**CHALLENGE:** Report each line of the data that has "this" somewhere in it.

**DATA FOR PROCESSING:**
::::

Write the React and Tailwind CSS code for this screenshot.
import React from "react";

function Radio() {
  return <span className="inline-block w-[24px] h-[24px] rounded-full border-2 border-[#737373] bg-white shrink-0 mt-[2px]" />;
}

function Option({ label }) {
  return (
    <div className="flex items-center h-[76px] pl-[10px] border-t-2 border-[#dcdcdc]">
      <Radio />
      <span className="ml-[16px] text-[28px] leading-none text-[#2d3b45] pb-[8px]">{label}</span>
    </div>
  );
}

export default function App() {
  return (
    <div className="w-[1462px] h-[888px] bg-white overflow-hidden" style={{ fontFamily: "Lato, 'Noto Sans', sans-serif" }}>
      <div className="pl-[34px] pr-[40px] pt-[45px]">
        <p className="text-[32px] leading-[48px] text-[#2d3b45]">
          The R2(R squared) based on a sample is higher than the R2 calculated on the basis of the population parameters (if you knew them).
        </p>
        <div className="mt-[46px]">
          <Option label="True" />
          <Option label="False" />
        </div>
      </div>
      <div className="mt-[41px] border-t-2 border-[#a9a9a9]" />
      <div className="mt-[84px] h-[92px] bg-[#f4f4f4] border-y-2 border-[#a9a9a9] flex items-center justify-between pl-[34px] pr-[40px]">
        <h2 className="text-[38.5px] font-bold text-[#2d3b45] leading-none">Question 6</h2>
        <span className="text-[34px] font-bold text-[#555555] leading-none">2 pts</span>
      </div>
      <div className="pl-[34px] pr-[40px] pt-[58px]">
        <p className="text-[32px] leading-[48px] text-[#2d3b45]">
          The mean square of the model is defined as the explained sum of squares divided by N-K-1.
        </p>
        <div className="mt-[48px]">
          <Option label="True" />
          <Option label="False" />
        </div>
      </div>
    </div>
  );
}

::::

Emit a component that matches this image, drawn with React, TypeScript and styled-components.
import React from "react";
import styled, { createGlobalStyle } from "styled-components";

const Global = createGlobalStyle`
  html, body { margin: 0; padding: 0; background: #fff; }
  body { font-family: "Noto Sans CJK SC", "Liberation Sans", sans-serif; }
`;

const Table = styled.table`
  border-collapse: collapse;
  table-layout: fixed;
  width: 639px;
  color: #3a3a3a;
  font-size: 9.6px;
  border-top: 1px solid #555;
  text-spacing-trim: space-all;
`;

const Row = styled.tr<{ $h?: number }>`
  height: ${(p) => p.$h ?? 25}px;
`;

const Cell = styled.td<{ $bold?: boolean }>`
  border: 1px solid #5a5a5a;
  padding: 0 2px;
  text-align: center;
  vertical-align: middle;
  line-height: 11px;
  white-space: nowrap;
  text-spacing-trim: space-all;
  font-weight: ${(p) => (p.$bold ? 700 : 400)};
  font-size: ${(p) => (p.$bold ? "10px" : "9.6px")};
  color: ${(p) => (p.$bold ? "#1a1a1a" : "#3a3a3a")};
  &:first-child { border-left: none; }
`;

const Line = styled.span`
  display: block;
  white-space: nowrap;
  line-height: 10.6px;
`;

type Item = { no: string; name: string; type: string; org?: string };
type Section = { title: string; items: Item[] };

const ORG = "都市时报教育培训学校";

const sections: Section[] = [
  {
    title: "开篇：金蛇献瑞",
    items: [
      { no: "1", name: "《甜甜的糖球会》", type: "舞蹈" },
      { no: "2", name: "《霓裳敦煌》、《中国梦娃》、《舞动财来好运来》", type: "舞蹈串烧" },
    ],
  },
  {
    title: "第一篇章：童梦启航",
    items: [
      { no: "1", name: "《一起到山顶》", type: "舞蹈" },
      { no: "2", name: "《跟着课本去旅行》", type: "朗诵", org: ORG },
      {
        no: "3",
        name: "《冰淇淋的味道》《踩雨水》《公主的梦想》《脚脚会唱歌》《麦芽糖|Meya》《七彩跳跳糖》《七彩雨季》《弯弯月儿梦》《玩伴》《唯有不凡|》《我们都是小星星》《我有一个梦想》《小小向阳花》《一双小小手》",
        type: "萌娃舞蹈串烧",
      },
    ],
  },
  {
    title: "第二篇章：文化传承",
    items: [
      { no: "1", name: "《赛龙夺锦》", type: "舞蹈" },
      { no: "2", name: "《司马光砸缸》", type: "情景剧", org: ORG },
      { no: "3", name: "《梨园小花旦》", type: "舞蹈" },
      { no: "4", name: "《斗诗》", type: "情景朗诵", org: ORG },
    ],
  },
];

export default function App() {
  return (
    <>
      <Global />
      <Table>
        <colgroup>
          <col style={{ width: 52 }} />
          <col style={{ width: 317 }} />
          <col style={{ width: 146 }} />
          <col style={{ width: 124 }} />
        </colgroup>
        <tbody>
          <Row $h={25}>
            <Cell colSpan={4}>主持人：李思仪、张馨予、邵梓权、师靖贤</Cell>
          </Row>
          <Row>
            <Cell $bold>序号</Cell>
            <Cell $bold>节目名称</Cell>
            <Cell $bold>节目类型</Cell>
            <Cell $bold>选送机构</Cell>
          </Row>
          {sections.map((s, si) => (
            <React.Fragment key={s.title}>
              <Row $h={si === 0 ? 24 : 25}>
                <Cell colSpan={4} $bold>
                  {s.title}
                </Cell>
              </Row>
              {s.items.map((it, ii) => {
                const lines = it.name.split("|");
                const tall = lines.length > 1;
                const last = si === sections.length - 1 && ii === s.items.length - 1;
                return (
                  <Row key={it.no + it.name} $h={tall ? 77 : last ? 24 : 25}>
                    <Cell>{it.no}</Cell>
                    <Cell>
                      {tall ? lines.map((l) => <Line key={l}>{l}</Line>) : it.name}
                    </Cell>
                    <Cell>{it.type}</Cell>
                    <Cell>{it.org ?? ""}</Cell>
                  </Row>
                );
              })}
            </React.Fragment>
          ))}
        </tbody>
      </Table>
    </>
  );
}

::::

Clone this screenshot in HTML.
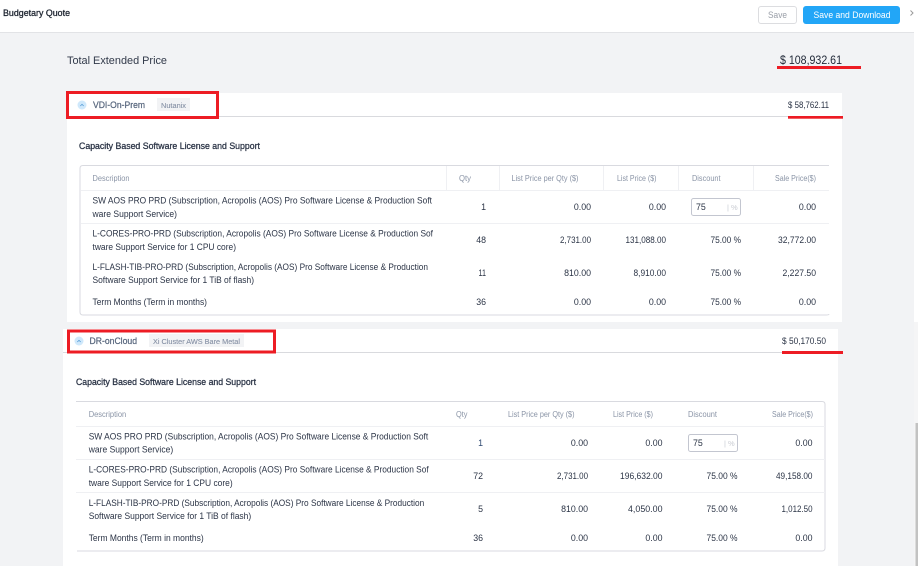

::::

**FULL RESPONSE:**
Write the React and Tailwind CSS code for this screenshot.
Emit a component that matches this image, drawn with React, TypeScript and styled-components.
Clone this screenshot in HTML.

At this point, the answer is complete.